The deceit of the Labour and trade union bureaucracy over tuition fees was further highlighted on the website of the Sheffield Hallam Union of Students. While claiming that it had “campaigned heavily” against the new fees, it continued, “whilst we still fundamentally disagree with this new structure, we do understand the rise in fees is a necessity brought about by Government policy and changes to funding streams”.

The issue of student fees is particularly raw in the city, which is home to the parliamentary constituency of Liberal Democrat leader Nick Clegg. Before the last election, Clegg pledged to abolish tuition fees and called for investment in education to be maintained. As a result many students in Sheffield voted for the Liberal Democrats.

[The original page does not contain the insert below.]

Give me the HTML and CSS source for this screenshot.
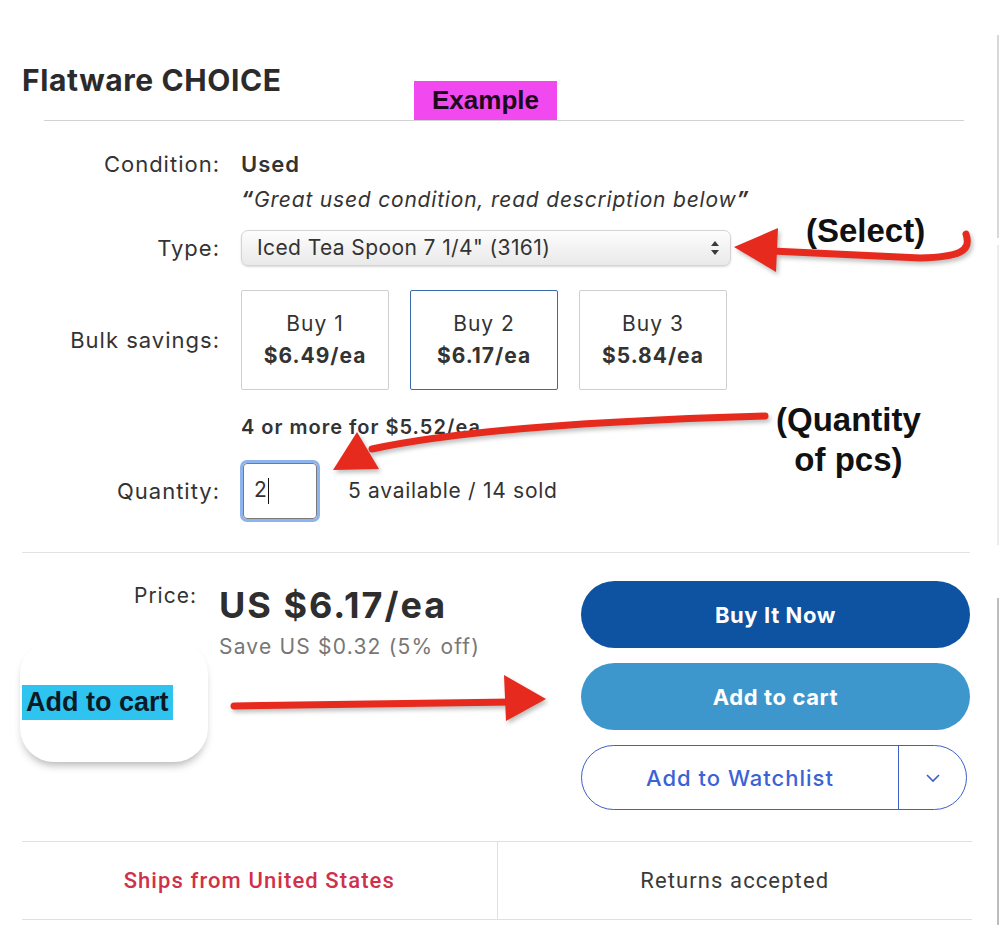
FILE: index.html
```html
<!DOCTYPE html>
<html lang="en">

<head>
    <meta charset="UTF-8">
    <meta name="viewport" content="width=device-width, initial-scale=1.0">
    <title>Flatware CHOICE</title>
    <link rel="stylesheet" href="styles.css">
</head>

<body>
    <div class="page">
        <header class="item-head">
            <h1>Flatware CHOICE</h1>
        </header>
        <div class="head-rule"></div>

        <div class="details">
            <div class="row row-condition">
                <span class="label">Condition:</span>
                <strong class="value">Used</strong>
            </div>
            <div class="row row-quote">
                <span class="label"></span>
                <p class="quote"><b>“</b>Great used condition, read description below<b>”</b></p>
            </div>
            <div class="row row-type">
                <span class="label">Type:</span>
                <div class="select">
                    <span>Iced Tea Spoon 7 1/4" (3161)</span>
                    <svg class="select-arrows" width="10" height="16" viewBox="0 0 10 16">
                        <path d="M5 1 L9 6 H1 Z" fill="#3a3a3a" />
                        <path d="M5 15 L9 10 H1 Z" fill="#3a3a3a" />
                    </svg>
                </div>
            </div>
            <div class="row row-bulk">
                <span class="label">Bulk savings:</span>
                <div class="bulk-options">
                    <div class="bulk-box">
                        <span>Buy 1</span>
                        <strong>$6.49/ea</strong>
                    </div>
                    <div class="bulk-box selected">
                        <span>Buy 2</span>
                        <strong>$6.17/ea</strong>
                    </div>
                    <div class="bulk-box">
                        <span>Buy 3</span>
                        <strong>$5.84/ea</strong>
                    </div>
                </div>
            </div>
            <div class="row row-more">
                <span class="label"></span>
                <strong class="more">4 or more for $5.52/ea</strong>
            </div>
            <div class="row row-qty">
                <span class="label">Quantity:</span>
                <div class="qty-input"><span class="qty-value">2</span></div>
                <span class="stock">5 available / 14 sold</span>
            </div>
        </div>

        <div class="buy-section">
            <div class="price-block">
                <span class="price-label">Price:</span>
                <div class="price-values">
                    <div class="price">US $6.17/ea</div>
                    <div class="savings">Save US $0.32 (5% off)</div>
                </div>
            </div>
            <div class="actions">
                <button class="btn btn-primary">Buy It Now</button>
                <button class="btn btn-secondary">Add to cart</button>
                <div class="btn btn-watch">
                    <span class="watch-label">Add to Watchlist</span>
                    <span class="watch-more">
                        <svg width="16" height="10" viewBox="0 0 16 10">
                            <path d="M2 2 L8 8 L14 2" fill="none" stroke="#3b5fc9" stroke-width="1.6" />
                        </svg>
                    </span>
                </div>
            </div>
        </div>

        <div class="ship-info">
            <div class="ship-cell ship-from">Ships from United States</div>
            <div class="ship-cell">Returns accepted</div>
        </div>

        <!-- annotations drawn over the screenshot -->
        <div class="tag-example">Example</div>
        <div class="note note-select">(Select)</div>
        <div class="note note-qty">(Quantity<br>of pcs)</div>
        <div class="cart-callout"><span>Add to cart</span></div>
        <div class="edge edge-top"></div>
        <div class="edge edge-mid"></div>
        <div class="edge edge-low"></div>

        <svg class="arrows" width="1000" height="925" viewBox="0 0 1000 925">
            <g fill="#e62a1e" stroke="#e62a1e">
                <path d="M966 234 C 972 252, 958 257, 920 258 L 772 251" fill="none" stroke-width="7" stroke-linecap="round" />
                <polygon points="734,247 778,228 776,272" stroke="none" />

                <path d="M765 416 C 620 420, 470 428, 372 449" fill="none" stroke-width="7" stroke-linecap="round" />
                <polygon points="333,470 357,432 379,469" stroke="none" />

                <path d="M234 706 L 512 702" fill="none" stroke-width="7" stroke-linecap="round" />
                <polygon points="546,699 504,675 506,721" stroke="none" />
            </g>
        </svg>
    </div>
</body>

</html>
```

FILE: styles.css
```css
body {
    margin: 0;
    font-family: Inter, "Open Sans", sans-serif;
    color: #333;
    background: #fff;
}

.page {
    position: relative;
    width: 1000px;
    height: 925px;
    overflow: hidden;
}

.item-head {
    height: 120px;
    box-sizing: border-box;
    padding: 62px 0 0 22px;
}

.item-head h1 {
    margin: 0;
    font-size: 30px;
    line-height: 36px;
    font-weight: 700;
    color: #2b2b2b;
    letter-spacing: 0.6px;
}

.head-rule {
    margin-left: 44px;
    width: 920px;
    border-top: 1px solid #d2d2d2;
}

.details {
    padding-top: 31px;
}

.row {
    display: flex;
    align-items: center;
    gap: 21px;
    font-size: 21px;
    line-height: 24px;
}

.label {
    flex: 0 0 220px;
    text-align: right;
    color: #333;
    font-size: 22px;
    letter-spacing: 1px;
}

.value {
    font-weight: 600;
    font-size: 22px;
    letter-spacing: 1px;
}

.row-quote {
    margin-top: 12px;
}

.quote {
    margin: 0;
    font-style: italic;
    font-size: 21px;
    letter-spacing: 0.8px;
    color: #333;
}

.row-type {
    margin-top: 18px;
}

.select {
    width: 490px;
    height: 36px;
    box-sizing: border-box;
    display: flex;
    align-items: center;
    justify-content: space-between;
    padding: 0 10px 0 15px;
    border: 1px solid #d4d4d4;
    border-radius: 7px;
    background: linear-gradient(#fdfdfd, #e9e9e9);
    box-shadow: 0 1px 2px rgba(0, 0, 0, 0.15);
    font-size: 21px;
    letter-spacing: 0.4px;
    color: #333;
}

.row-bulk {
    margin-top: 24px;
}

.bulk-options {
    display: flex;
    gap: 21px;
}

.bulk-box {
    width: 148px;
    height: 100px;
    box-sizing: border-box;
    border: 1px solid #cfcfcf;
    border-radius: 2px;
    display: flex;
    flex-direction: column;
    align-items: center;
    justify-content: center;
    gap: 8px;
    font-size: 21px;
    line-height: 24px;
    letter-spacing: 1px;
}

.bulk-box.selected {
    border: 1.5px solid #3b6aa8;
}

.row-more {
    margin-top: 25px;
}

.more {
    font-size: 20px;
    font-weight: 600;
    letter-spacing: 1px;
}

.row-qty {
    margin-top: 21px;
}

.qty-input {
    width: 74px;
    height: 56px;
    margin: 3px 0 3px 2px;
    box-sizing: border-box;
    border: 1px solid #7a7a7a;
    border-radius: 4px;
    box-shadow: 0 0 0 3px #8db4ec;
    display: flex;
    align-items: center;
    padding-left: 10px;
    font-size: 21px;
}

.qty-value::after {
    content: "";
    display: inline-block;
    width: 1px;
    height: 26px;
    margin-left: 1px;
    vertical-align: middle;
    background: #111;
}

.stock {
    margin-left: 10px;
    font-size: 21px;
    letter-spacing: 0.7px;
}

.buy-section {
    margin: 30px 30px 0 22px;
    border-top: 1px solid #e2e2e2;
    padding-top: 28px;
    display: flex;
    justify-content: space-between;
}

.price-block {
    display: flex;
    gap: 22px;
    padding-top: 3px;
}

.price-label {
    flex: 0 0 175px;
    text-align: right;
    font-size: 21px;
    letter-spacing: 1px;
    line-height: 24px;
}

.price {
    font-size: 36px;
    line-height: 40px;
    font-weight: 700;
    color: #2e2e2e;
    letter-spacing: 2px;
    margin-top: 1px;
}

.savings {
    margin-top: 9px;
    font-size: 21px;
    letter-spacing: 1.2px;
    color: #777;
}

.actions {
    width: 389px;
    display: flex;
    flex-direction: column;
    gap: 15px;
}

.btn {
    height: 67px;
    border: none;
    border-radius: 34px;
    font-family: inherit;
    font-size: 22px;
    font-weight: 700;
    color: #fff;
    letter-spacing: 0.6px;
}

.btn-primary {
    background: #0d53a1;
}

.btn-secondary {
    background: #3d97cc;
}

.btn-watch {
    height: 65px;
    width: 386px;
    box-sizing: border-box;
    border: 1.5px solid #3d5fc8;
    display: flex;
    color: #3b63d6;
    font-weight: 500;
    letter-spacing: 1px;
}

.watch-label {
    flex: 1;
    display: flex;
    align-items: center;
    justify-content: center;
    border-right: 1.5px solid #3d5fc8;
}

.watch-more {
    width: 67px;
    display: flex;
    align-items: center;
    justify-content: center;
}

.ship-info {
    margin: 31px 0 0 22px;
    width: 950px;
    height: 79px;
    box-sizing: border-box;
    border-top: 1px solid #e0e0e0;
    border-bottom: 1px solid #e0e0e0;
    display: flex;
    font-family: Roboto, sans-serif;
    font-size: 22px;
    letter-spacing: 1.1px;
}

.ship-cell {
    flex: 1;
    display: flex;
    align-items: center;
    justify-content: center;
    color: #3a3a3a;
}

.ship-from {
    border-right: 1px solid #e0e0e0;
    color: #d0314a;
    font-weight: 500;
}

/* annotations */
.tag-example {
    position: absolute;
    left: 414px;
    top: 81px;
    width: 143px;
    height: 39px;
    background: #f248f0;
    font-family: "Liberation Sans", Arial, sans-serif;
    font-weight: 700;
    font-size: 26px;
    line-height: 39px;
    text-align: center;
    color: #1d0a1d;
}

.note {
    position: absolute;
    font-family: "Liberation Sans", Arial, sans-serif;
    font-weight: 700;
    font-size: 33px;
    line-height: 40px;
    color: #111;
    text-align: center;
}

.note-select {
    left: 806px;
    top: 211px;
}

.note-qty {
    left: 776px;
    top: 400px;
}

.cart-callout {
    position: absolute;
    left: 20px;
    top: 640px;
    width: 188px;
    height: 122px;
    border-radius: 34px;
    background: #fff;
    box-shadow: 0 6px 8px -3px rgba(0, 0, 0, 0.3);
}

.cart-callout span {
    position: absolute;
    left: 2px;
    top: 45px;
    padding: 0 4px;
    height: 35px;
    background: #2fc3ef;
    font-family: "Liberation Sans", Arial, sans-serif;
    font-weight: 700;
    font-size: 27px;
    line-height: 35px;
    color: #0c1a26;
}

.edge {
    position: absolute;
    left: 997px;
    width: 2px;
    background: #d8d8d8;
}

.edge-top {
    top: 35px;
    height: 203px;
}

.edge-mid {
    top: 245px;
    height: 300px;
    background: #ececec;
}

.edge-low {
    top: 598px;
    height: 327px;
    background: #bdbdbd;
}

.arrows {
    position: absolute;
    left: 0;
    top: 0;
    pointer-events: none;
    filter: drop-shadow(2px 3px 2px rgba(0, 0, 0, 0.25));
}
```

Now Clegg is imposing the fee increases as deputy prime minister in the coalition government, while students who oppose and protest the hike are “kettled” and beaten on the streets of London.

 

The ruling elite and its accomplices in the NUS are seeking to make university education the exclusive domain of the sons and daughters of the privileged and wealthy once again. The only way to defend and expand a free modern education system for all is through the fight for the socialist re-organisation of society, based on production for social need not private profit.

As the SEP election manifesto makes clear:

“The Socialist Equality Party calls for the formation of rank-and-file committees, independent of the trade union apparatus, in every workplace and community. They must be at the centre of an independent movement of the working class to bring down the coalition government and replace it with a workers’ government committed to socialist policies.

“Only the reorganising of economic life to meet social needs, not private profit, can put an end to war and guarantee secure jobs, decent living standards, education, health care and a future for young people”.

This is the programme that I am standing on in the Walkley Ward of Sheffield. I urge all students to support and participate in the SEP campaign, attend election meetings and join the SEP and its youth organisation, the International Students for Social Equality.